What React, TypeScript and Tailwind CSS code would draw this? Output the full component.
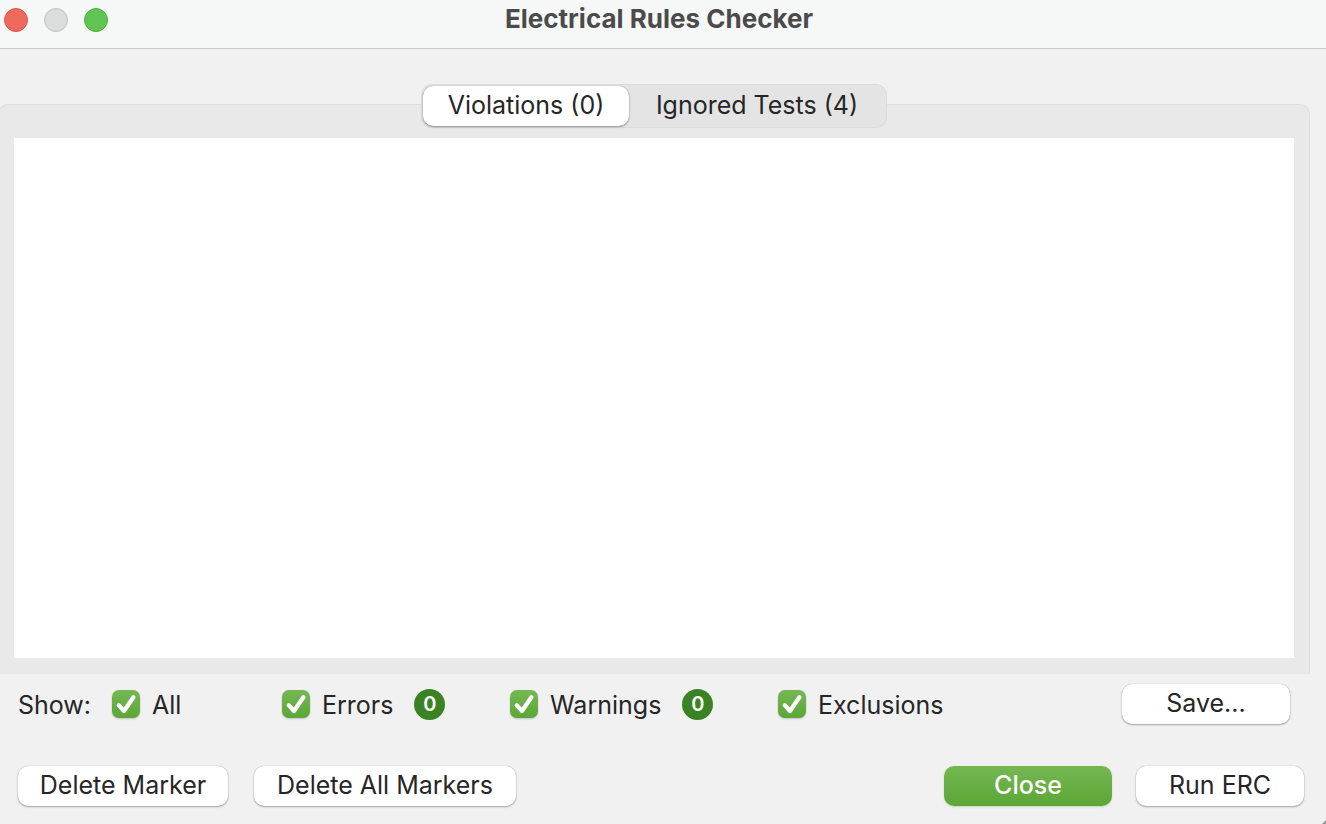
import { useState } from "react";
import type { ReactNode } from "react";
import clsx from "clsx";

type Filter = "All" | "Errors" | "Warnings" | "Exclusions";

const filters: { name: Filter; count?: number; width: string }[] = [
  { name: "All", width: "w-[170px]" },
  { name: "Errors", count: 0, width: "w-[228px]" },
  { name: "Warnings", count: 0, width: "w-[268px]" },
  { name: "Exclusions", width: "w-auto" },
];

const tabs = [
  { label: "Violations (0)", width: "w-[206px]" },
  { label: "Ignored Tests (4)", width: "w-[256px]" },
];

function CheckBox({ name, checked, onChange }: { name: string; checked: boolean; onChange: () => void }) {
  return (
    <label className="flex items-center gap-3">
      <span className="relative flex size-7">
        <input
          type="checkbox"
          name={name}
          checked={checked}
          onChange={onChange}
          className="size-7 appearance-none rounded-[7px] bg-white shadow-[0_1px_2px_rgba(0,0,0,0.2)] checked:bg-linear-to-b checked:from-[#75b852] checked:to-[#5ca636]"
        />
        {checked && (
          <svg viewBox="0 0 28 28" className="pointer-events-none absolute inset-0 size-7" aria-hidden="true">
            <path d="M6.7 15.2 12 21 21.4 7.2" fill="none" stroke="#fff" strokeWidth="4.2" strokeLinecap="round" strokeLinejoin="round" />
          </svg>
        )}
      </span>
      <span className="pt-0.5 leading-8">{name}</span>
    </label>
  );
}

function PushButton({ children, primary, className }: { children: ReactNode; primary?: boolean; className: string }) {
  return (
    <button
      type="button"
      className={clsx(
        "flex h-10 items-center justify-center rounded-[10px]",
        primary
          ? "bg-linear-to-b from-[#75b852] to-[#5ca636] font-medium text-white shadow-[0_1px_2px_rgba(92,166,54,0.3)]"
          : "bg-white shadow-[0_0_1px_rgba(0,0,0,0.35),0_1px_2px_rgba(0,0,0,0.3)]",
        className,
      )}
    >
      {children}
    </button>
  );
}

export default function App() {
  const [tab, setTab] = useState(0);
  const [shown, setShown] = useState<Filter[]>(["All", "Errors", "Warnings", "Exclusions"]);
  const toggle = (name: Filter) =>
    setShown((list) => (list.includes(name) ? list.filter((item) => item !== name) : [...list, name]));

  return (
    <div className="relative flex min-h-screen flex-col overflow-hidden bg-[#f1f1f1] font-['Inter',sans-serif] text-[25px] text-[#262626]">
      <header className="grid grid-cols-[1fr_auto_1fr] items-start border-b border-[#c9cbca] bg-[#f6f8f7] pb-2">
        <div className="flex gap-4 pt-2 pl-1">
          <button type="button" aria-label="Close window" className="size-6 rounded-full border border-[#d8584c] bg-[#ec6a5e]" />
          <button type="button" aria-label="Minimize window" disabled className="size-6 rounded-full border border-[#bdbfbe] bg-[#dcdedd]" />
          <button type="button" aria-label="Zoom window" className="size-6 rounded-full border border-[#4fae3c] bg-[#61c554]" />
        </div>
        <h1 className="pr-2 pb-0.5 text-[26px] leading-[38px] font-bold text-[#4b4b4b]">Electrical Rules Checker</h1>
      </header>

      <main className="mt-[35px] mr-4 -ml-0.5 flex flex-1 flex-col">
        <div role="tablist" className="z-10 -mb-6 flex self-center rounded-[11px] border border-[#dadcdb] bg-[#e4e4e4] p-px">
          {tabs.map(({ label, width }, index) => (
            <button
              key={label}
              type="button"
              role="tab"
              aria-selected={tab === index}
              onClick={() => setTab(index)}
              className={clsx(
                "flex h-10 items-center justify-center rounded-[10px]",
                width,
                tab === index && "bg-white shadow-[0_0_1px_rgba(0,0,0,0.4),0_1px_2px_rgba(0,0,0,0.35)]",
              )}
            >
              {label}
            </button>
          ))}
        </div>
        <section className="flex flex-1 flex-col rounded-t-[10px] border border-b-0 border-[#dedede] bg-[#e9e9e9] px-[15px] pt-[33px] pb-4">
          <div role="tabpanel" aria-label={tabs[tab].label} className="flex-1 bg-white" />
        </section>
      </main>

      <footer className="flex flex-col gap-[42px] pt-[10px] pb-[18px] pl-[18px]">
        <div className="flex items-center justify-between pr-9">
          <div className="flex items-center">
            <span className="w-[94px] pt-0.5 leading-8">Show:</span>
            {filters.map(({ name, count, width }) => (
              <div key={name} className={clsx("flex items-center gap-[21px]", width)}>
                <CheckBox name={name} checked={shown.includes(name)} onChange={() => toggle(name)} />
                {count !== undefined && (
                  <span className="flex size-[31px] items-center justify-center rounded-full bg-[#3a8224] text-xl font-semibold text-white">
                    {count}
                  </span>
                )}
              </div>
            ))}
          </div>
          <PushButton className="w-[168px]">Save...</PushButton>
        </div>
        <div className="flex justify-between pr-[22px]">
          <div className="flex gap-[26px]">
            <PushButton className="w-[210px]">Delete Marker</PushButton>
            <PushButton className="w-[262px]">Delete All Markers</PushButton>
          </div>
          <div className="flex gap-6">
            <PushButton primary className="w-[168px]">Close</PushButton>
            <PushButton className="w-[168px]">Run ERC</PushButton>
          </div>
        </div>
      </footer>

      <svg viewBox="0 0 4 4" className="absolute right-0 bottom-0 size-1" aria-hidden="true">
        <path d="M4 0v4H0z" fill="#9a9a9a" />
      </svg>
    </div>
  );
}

• • • • •

§ Given task
Strip out the pictures and quote the remaining data word for word.

§ Exercise result
What React, TypeScript and Tailwind CSS code would draw this? Output the full component.
import { useState } from "react";
import type { ReactNode } from "react";
import clsx from "clsx";

type Filter = "All" | "Errors" | "Warnings" | "Exclusions";

const filters: { name: Filter; count?: number; width: string }[] = [
  { name: "All", width: "w-[170px]" },
  { name: "Errors", count: 0, width: "w-[228px]" },
  { name: "Warnings", count: 0, width: "w-[268px]" },
  { name: "Exclusions", width: "w-auto" },
];

const tabs = [
  { label: "Violations (0)", width: "w-[206px]" },
  { label: "Ignored Tests (4)", width: "w-[256px]" },
];

function CheckBox({ name, checked, onChange }: { name: string; checked: boolean; onChange: () => void }) {
  return (
    <label className="flex items-center gap-3">
      <span className="relative flex size-7">
        <input
          type="checkbox"
          name={name}
          checked={checked}
          onChange={onChange}
          className="size-7 appearance-none rounded-[7px] bg-white shadow-[0_1px_2px_rgba(0,0,0,0.2)] checked:bg-linear-to-b checked:from-[#75b852] checked:to-[#5ca636]"
        />
        {checked && (
          <svg viewBox="0 0 28 28" className="pointer-events-none absolute inset-0 size-7" aria-hidden="true">
            <path d="M6.7 15.2 12 21 21.4 7.2" fill="none" stroke="#fff" strokeWidth="4.2" strokeLinecap="round" strokeLinejoin="round" />
          </svg>
        )}
      </span>
      <span className="pt-0.5 leading-8">{name}</span>
    </label>
  );
}

function PushButton({ children, primary, className }: { children: ReactNode; primary?: boolean; className: string }) {
  return (
    <button
      type="button"
      className={clsx(
        "flex h-10 items-center justify-center rounded-[10px]",
        primary
          ? "bg-linear-to-b from-[#75b852] to-[#5ca636] font-medium text-white shadow-[0_1px_2px_rgba(92,166,54,0.3)]"
          : "bg-white shadow-[0_0_1px_rgba(0,0,0,0.35),0_1px_2px_rgba(0,0,0,0.3)]",
        className,
      )}
    >
      {children}
    </button>
  );
}

export default function App() {
  const [tab, setTab] = useState(0);
  const [shown, setShown] = useState<Filter[]>(["All", "Errors", "Warnings", "Exclusions"]);
  const toggle = (name: Filter) =>
    setShown((list) => (list.includes(name) ? list.filter((item) => item !== name) : [...list, name]));

  return (
    <div className="relative flex min-h-screen flex-col overflow-hidden bg-[#f1f1f1] font-['Inter',sans-serif] text-[25px] text-[#262626]">
      <header className="grid grid-cols-[1fr_auto_1fr] items-start border-b border-[#c9cbca] bg-[#f6f8f7] pb-2">
        <div className="flex gap-4 pt-2 pl-1">
          <button type="button" aria-label="Close window" className="size-6 rounded-full border border-[#d8584c] bg-[#ec6a5e]" />
          <button type="button" aria-label="Minimize window" disabled className="size-6 rounded-full border border-[#bdbfbe] bg-[#dcdedd]" />
          <button type="button" aria-label="Zoom window" className="size-6 rounded-full border border-[#4fae3c] bg-[#61c554]" />
        </div>
        <h1 className="pr-2 pb-0.5 text-[26px] leading-[38px] font-bold text-[#4b4b4b]">Electrical Rules Checker</h1>
      </header>

      <main className="mt-[35px] mr-4 -ml-0.5 flex flex-1 flex-col">
        <div role="tablist" className="z-10 -mb-6 flex self-center rounded-[11px] border border-[#dadcdb] bg-[#e4e4e4] p-px">
          {tabs.map(({ label, width }, index) => (
            <button
              key={label}
              type="button"
              role="tab"
              aria-selected={tab === index}
              onClick={() => setTab(index)}
              className={clsx(
                "flex h-10 items-center justify-center rounded-[10px]",
                width,
                tab === index && "bg-white shadow-[0_0_1px_rgba(0,0,0,0.4),0_1px_2px_rgba(0,0,0,0.35)]",
              )}
            >
              {label}
            </button>
          ))}
        </div>
        <section className="flex flex-1 flex-col rounded-t-[10px] border border-b-0 border-[#dedede] bg-[#e9e9e9] px-[15px] pt-[33px] pb-4">
          <div role="tabpanel" aria-label={tabs[tab].label} className="flex-1 bg-white" />
        </section>
      </main>

      <footer className="flex flex-col gap-[42px] pt-[10px] pb-[18px] pl-[18px]">
        <div className="flex items-center justify-between pr-9">
          <div className="flex items-center">
            <span className="w-[94px] pt-0.5 leading-8">Show:</span>
            {filters.map(({ name, count, width }) => (
              <div key={name} className={clsx("flex items-center gap-[21px]", width)}>
                <CheckBox name={name} checked={shown.includes(name)} onChange={() => toggle(name)} />
                {count !== undefined && (
                  <span className="flex size-[31px] items-center justify-center rounded-full bg-[#3a8224] text-xl font-semibold text-white">
                    {count}
                  </span>
                )}
              </div>
            ))}
          </div>
          <PushButton className="w-[168px]">Save...</PushButton>
        </div>
        <div className="flex justify-between pr-[22px]">
          <div className="flex gap-[26px]">
            <PushButton className="w-[210px]">Delete Marker</PushButton>
            <PushButton className="w-[262px]">Delete All Markers</PushButton>
          </div>
          <div className="flex gap-6">
            <PushButton primary className="w-[168px]">Close</PushButton>
            <PushButton className="w-[168px]">Run ERC</PushButton>
          </div>
        </div>
      </footer>

      <svg viewBox="0 0 4 4" className="absolute right-0 bottom-0 size-1" aria-hidden="true">
        <path d="M4 0v4H0z" fill="#9a9a9a" />
      </svg>
    </div>
  );
}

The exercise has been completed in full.